Airbnb Tackles Negative Press With Diversity Push
Airbnb has been in the news a lot in the past few months and little of it has been good news. Last week, the company was in the news when an Airbnb host in North Carolina used racist language to tell a woman who had just booked a room she was not welcome because she was black. This was just the latest instance of discrimination by Airbnb hosts against African American travelers. The incidents have been so prevalent that the Twitter hashtag #AirbnbWhileBlack was created to document the events.
A recent study by Harvard researchers found that Airbnb guests with distinctly African-American names were 16 percent less likely to be accepted by hosts as identical guests with distinctively white names. The company swiftly took action, hiring civil rights and equality advocate Laura Murphy to help lead efforts to eradicate racism on Airbnb’s service. Murphy is the former head of the American Civil Liberties Union’s Washington D.C. Legislative Office.
Airbnb has also announced that it is working to increase diversity in its workforce as well. In October, Airbnb reported that its workforce is 54 percent male, 63 percent white, 7 percent Latino and 3 percent African American. In March, Airbnb selected its first diversity chief, David King, to accelerate its efforts.
As part of its diversity initiative, Airbnb has announced the creation of Airbnb Connect, a new program designed recruit underrepresented minorities in computer science and data science to its ranks. Airbnb will select 11 candidates to participate in the six-month program, which combines education and paid work at the company’s San Francisco headquarters. The ultimate goal is to be able to offer these participants full time jobs with the company.
Mike Curtis, Airbnb’s vice president of engineering said, “We are determined to attract and retain people from diverse backgrounds at Airbnb and we hope that Airbnb Connect opens up new opportunities for people.” The program will work with community organizations like Coalition for Queens, a New York organization that fosters entrepreneurship among underrepresented groups, and Galvanize, a San Francisco education company that specializes in data science, engineering and Web development, to find eligible applicants.

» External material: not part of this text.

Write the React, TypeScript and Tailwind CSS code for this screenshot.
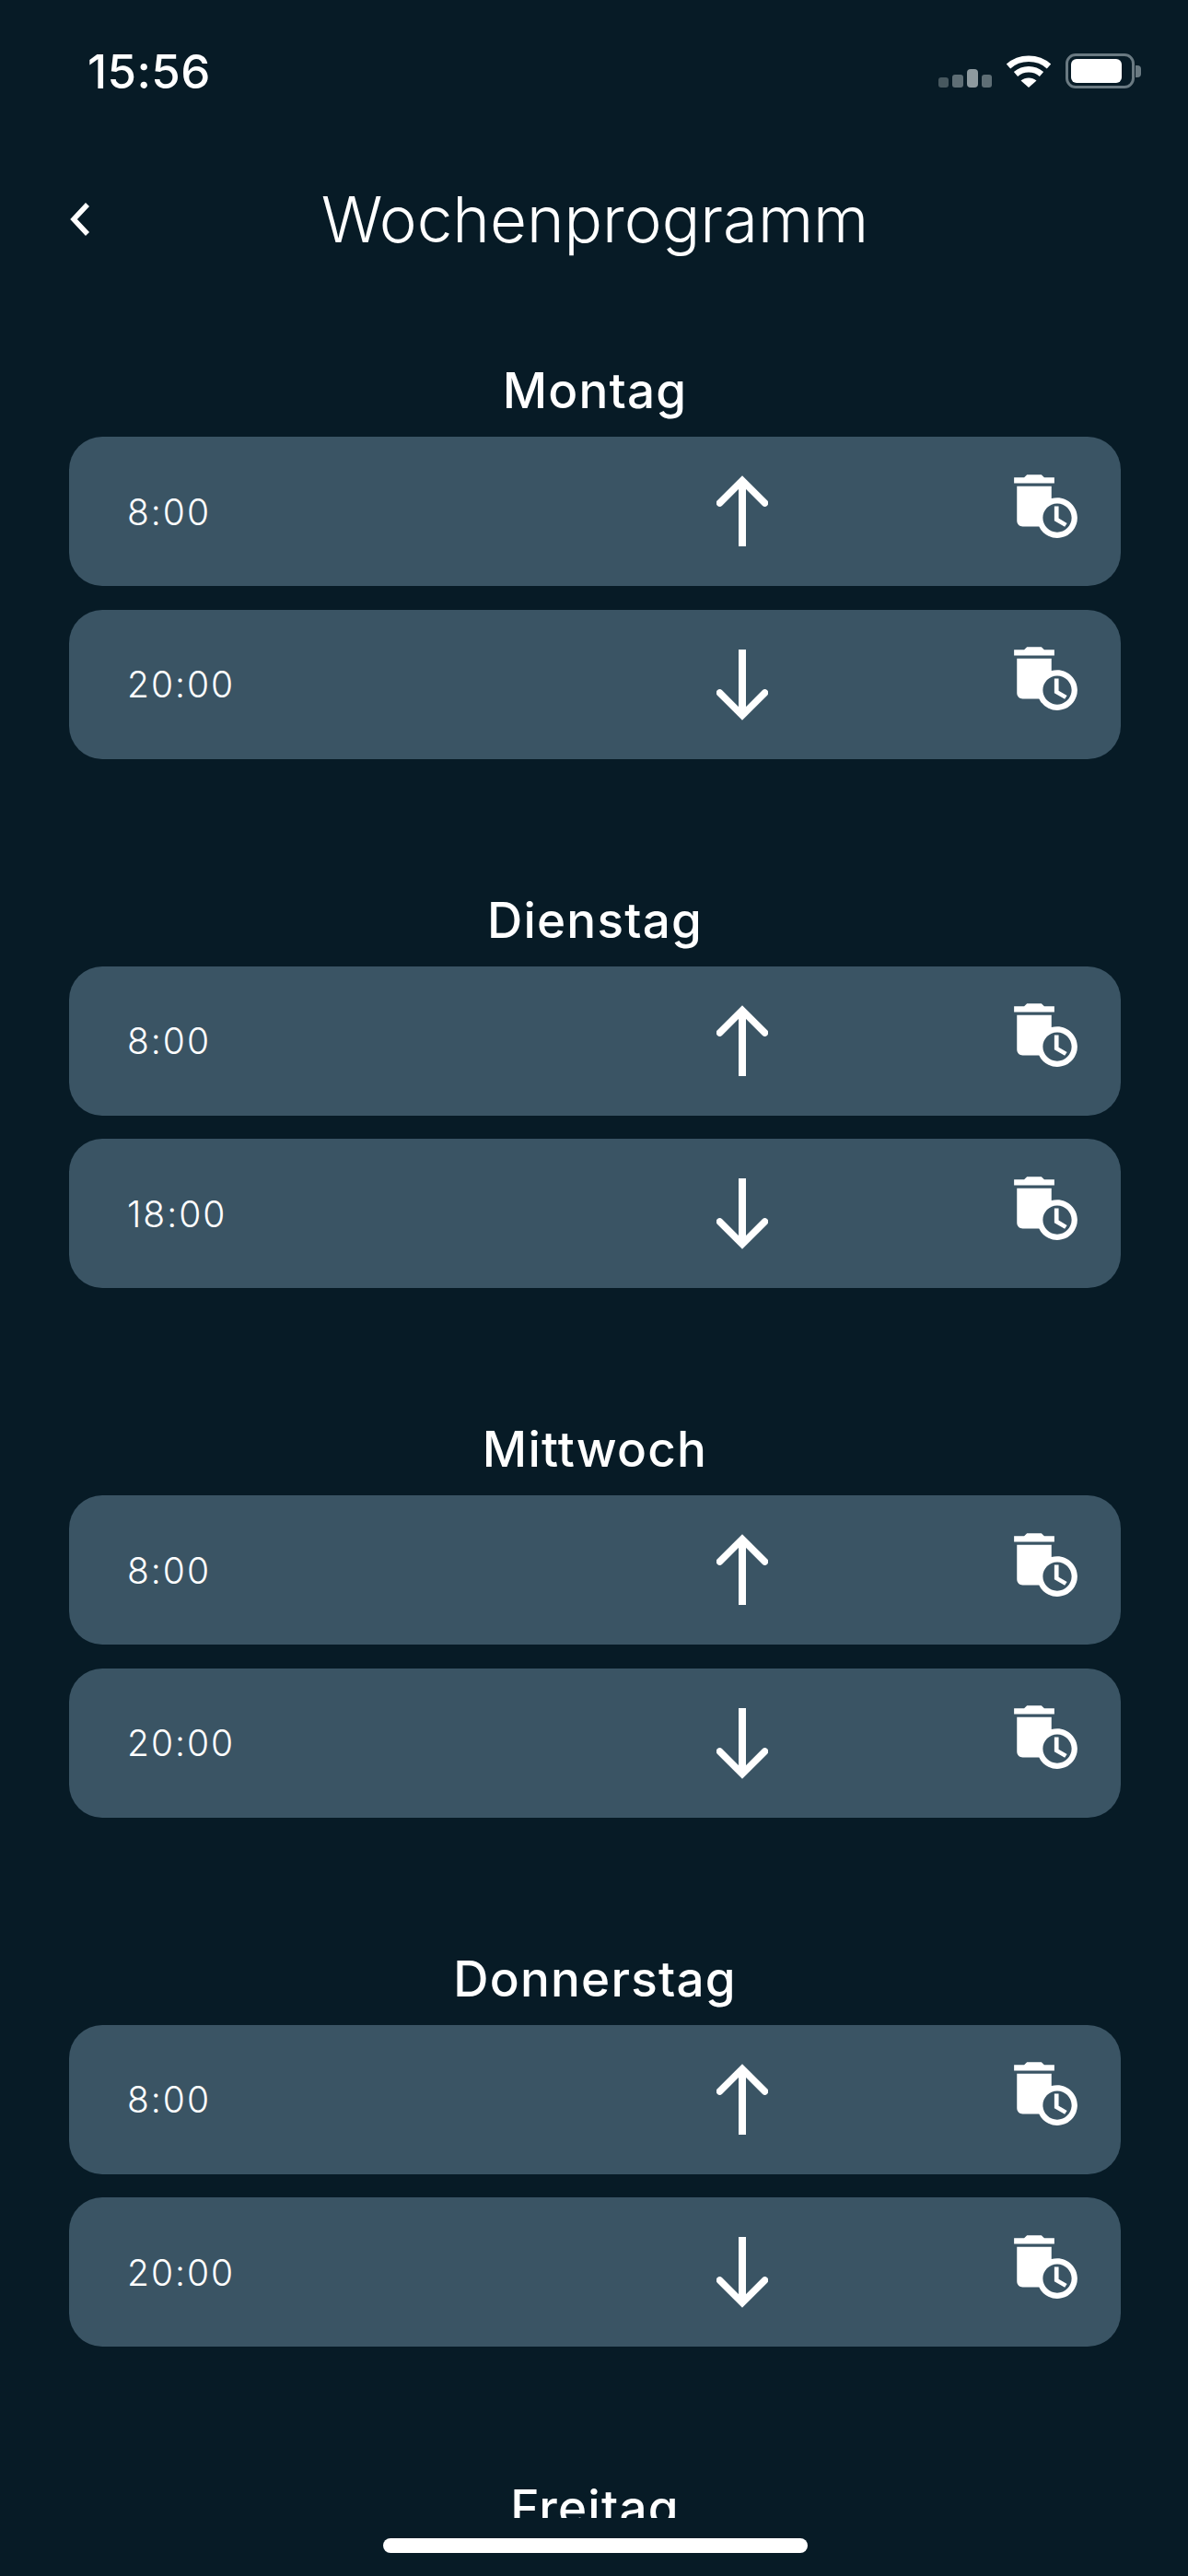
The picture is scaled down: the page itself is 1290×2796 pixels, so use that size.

The Airbnb Connect program will take people with two to five years of experience in other fields and teach them the skills needed to work in the tech industry. Three people will be selected through Engineering Connect for computer science education and eight people will be selected for Data Science Connect, learning and working under Airbnb’s data scientists in its San Francisco headquarters. Applications open in July, and the program will start in September.